Judaism is a culture for some. It is a religion for all who identify as Jews. Judaism is not – in my opinion (and many disagree with me) – a race. When Judaism is confined to a race, especially when that race is white, many Jews are excluded and discriminated against. Judaism is an aspect of one’s identity – a choice rather than a racial obligation. When individuals are told they have to “look Jewish” to “be Jewish,” they lose the chance to claim their own identity.

In American Jewry, this is especially pertinent concerning trans-racial adoption. Avery Klein-Cloud, an African American Jew, co-wrote Off and Running, a documentary of her search for personal identity that opens today in Manhattan.

The Times reviews,

All Avery understands, by her own admission, is how to be white and Jewish. Raised in an observant household in Brooklyn by Tova Klein and Travis Cloud, a lesbian couple with two other adopted, nonwhite children, Avery is a gifted athlete and a loving sister. But when she reaches out to her birth mother in Texas, her need to connect with the past jeopardizes her future and distances her from the only family she has ever known.

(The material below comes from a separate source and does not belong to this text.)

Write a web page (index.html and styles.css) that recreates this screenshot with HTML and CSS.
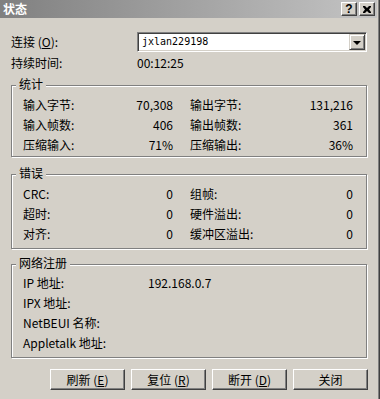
FILE: index.html
```html
<!DOCTYPE html>
<html>
<head>
<meta charset="utf-8">
<link rel="stylesheet" href="styles.css">
</head>
<body>
<div class="window">
  <div class="titlebar">
    <span class="title">状态</span>
    <div class="caption-btns">
      <span class="cbtn help">?</span>
      <span class="cbtn"><svg width="8" height="7" viewBox="0 0 8 7"><path d="M0 0h2l2 2 2-2h2v1l-2 2.5 2 2.5v1h-2l-2-2-2 2h-2v-1l2-2.5-2-2.5z" fill="#000"/></svg></span>
    </div>
  </div>
  <div class="content">
    <div class="conn-row">
      <span class="conn-label">连接 (<u>O</u>):</span>
      <div class="combo">
        <span class="combo-text">jxlan229198</span>
        <span class="combo-btn"><span class="arrow"></span></span>
      </div>
    </div>
    <div class="dur-row">
      <span>持续时间:</span>
      <span>00:12:25</span>
    </div>

    <div class="group g-stats">
      <span class="legend">统计</span>
      <div class="grid4">
        <span>输入字节:</span><span class="val">70,308</span><span class="lab2">输出字节:</span><span class="val">131,216</span>
        <span>输入帧数:</span><span class="val">406</span><span class="lab2">输出帧数:</span><span class="val">361</span>
        <span>压缩输入:</span><span class="val">71%</span><span class="lab2">压缩输出:</span><span class="val">36%</span>
      </div>
    </div>

    <div class="group g-errors">
      <span class="legend">错误</span>
      <div class="grid4">
        <span>CRC:</span><span class="val">0</span><span class="lab2">组帧:</span><span class="val">0</span>
        <span>超时:</span><span class="val">0</span><span class="lab2">硬件溢出:</span><span class="val">0</span>
        <span>对齐:</span><span class="val">0</span><span class="lab2">缓冲区溢出:</span><span class="val">0</span>
      </div>
    </div>

    <div class="group g-net">
      <span class="legend">网络注册</span>
      <div class="grid2">
        <span>IP 地址:</span><span>192.168.0.7</span>
        <span>IPX 地址:</span><span></span>
        <span>NetBEUI 名称:</span><span></span>
        <span>Appletalk 地址:</span><span></span>
      </div>
    </div>

    <div class="buttons">
      <span class="btn">刷新 (<u>E</u>)</span>
      <span class="btn">复位 (<u>R</u>)</span>
      <span class="btn">断开 (<u>D</u>)</span>
      <span class="btn">关闭</span>
    </div>
  </div>
</div>
</body>
</html>
```
FILE: styles.css
```css
* { box-sizing: border-box; }
body {
  margin: 0;
  font-family: "Noto Sans CJK SC", "Noto Sans", sans-serif;
  font-size: 12px;
  color: #000;
  background: #d4d0c8;
}
.window {
  width: 380px;
  height: 399px;
  background: #d4d0c8;
  padding-right: 3px;
  box-shadow: inset -1px 0 #404040, inset -2px 0 #808080;
  overflow: hidden;
}
.titlebar {
  height: 18px;
  background: linear-gradient(to right, #808080, #c4c4c4);
  display: flex;
  align-items: center;
  justify-content: space-between;
  padding: 0 2px 0 3px;
}
.title {
  color: #fff;
  font-weight: bold;
  line-height: 18px;
}
.caption-btns {
  display: flex;
  gap: 2px;
}
.cbtn {
  width: 16px;
  height: 14px;
  background: #d4d0c8;
  border: 1px solid;
  border-color: #fff #404040 #404040 #fff;
  box-shadow: inset -1px -1px #808080;
  display: flex;
  align-items: center;
  justify-content: center;
}
.cbtn.help {
  font-family: "Liberation Sans", sans-serif;
  font-weight: bold;
  font-size: 12px;
  line-height: 12px;
}
.content {
  padding: 14px 0 0 11px;
}
.conn-row {
  display: flex;
  align-items: center;
  height: 20px;
}
.conn-label {
  width: 126px;
  line-height: 16px;
}
.combo {
  width: 230px;
  height: 20px;
  background: #fff;
  border: 1px solid;
  border-color: #808080 #fff #fff #808080;
  box-shadow: inset 1px 1px #404040, inset -1px -1px #d4d0c8;
  display: flex;
  align-items: center;
  justify-content: space-between;
  padding: 1px 1px 1px 4px;
}
.combo-text {
  font-family: "DejaVu Sans Mono", monospace;
  font-size: 10px;
  line-height: 16px;
}
.combo-btn {
  width: 16px;
  height: 16px;
  background: #d4d0c8;
  border: 1px solid;
  border-color: #d4d0c8 #404040 #404040 #d4d0c8;
  box-shadow: inset 1px 1px #fff, inset -1px -1px #808080;
  display: flex;
  align-items: center;
  justify-content: center;
}
.arrow {
  width: 0;
  height: 0;
  border-left: 4px solid transparent;
  border-right: 4px solid transparent;
  border-top: 4px solid #000;
  margin-top: 1px;
}
.dur-row {
  margin-top: 3px;
  display: grid;
  grid-template-columns: 126px auto;
  line-height: 16px;
}
.group {
  position: relative;
  width: 356px;
  border: 1px solid #808080;
  box-shadow: inset 1px 1px #fff, 1px 1px #fff;
}
.legend {
  position: absolute;
  top: -9px;
  left: 4px;
  padding: 0 3px;
  line-height: 14px;
  background: #d4d0c8;
}
.g-stats {
  margin-top: 14px;
  padding: 9px 0 1px 11px;
}
.g-errors {
  margin-top: 17px;
  padding: 9px 0 4px 11px;
}
.g-net {
  margin-top: 15px;
  padding: 8px 0 4px 11px;
}
.grid4 {
  display: grid;
  grid-template-columns: 90px 60px 120px 60px;
  grid-auto-rows: 20px;
  align-items: center;
  line-height: 16px;
}
.val { text-align: right; }
.lab2 { padding-left: 17px; }
.grid2 {
  display: grid;
  grid-template-columns: 125px auto;
  grid-auto-rows: 20px;
  align-items: center;
  line-height: 16px;
}
.buttons {
  margin-top: 11px;
  padding-left: 39px;
  display: flex;
  gap: 6px;
}
.btn {
  width: 75px;
  height: 21px;
  border: 1px solid;
  border-color: #fff #404040 #404040 #fff;
  box-shadow: inset -1px -1px #808080;
  display: flex;
  align-items: center;
  justify-content: center;
  line-height: 16px;
}
u { text-underline-offset: 1px; }
```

I will definitely be seeing this documentary, seeing as a text that depicts “the complexities of transracial adoption without forcing [the] film into a predetermined, inspirational box” is crucial to the development of Jewish identity and acceptance.

And how is this a Jewish feminist issue?, you might ask. Adoption is a manifestation of reproductive choice. Reproductive choice is a feminist issue. This film is a manifestation of women in the movie industry, which is a feat seeing as – according to WAM – only 15 percent of movie producers, writers, and directors are women. This documentary is written, directed, and produced 100% by women!

Last, but most definitely not least, this is a coming of age story about choice, identity, and equality. I’d say Jewish feminism is totally behind that.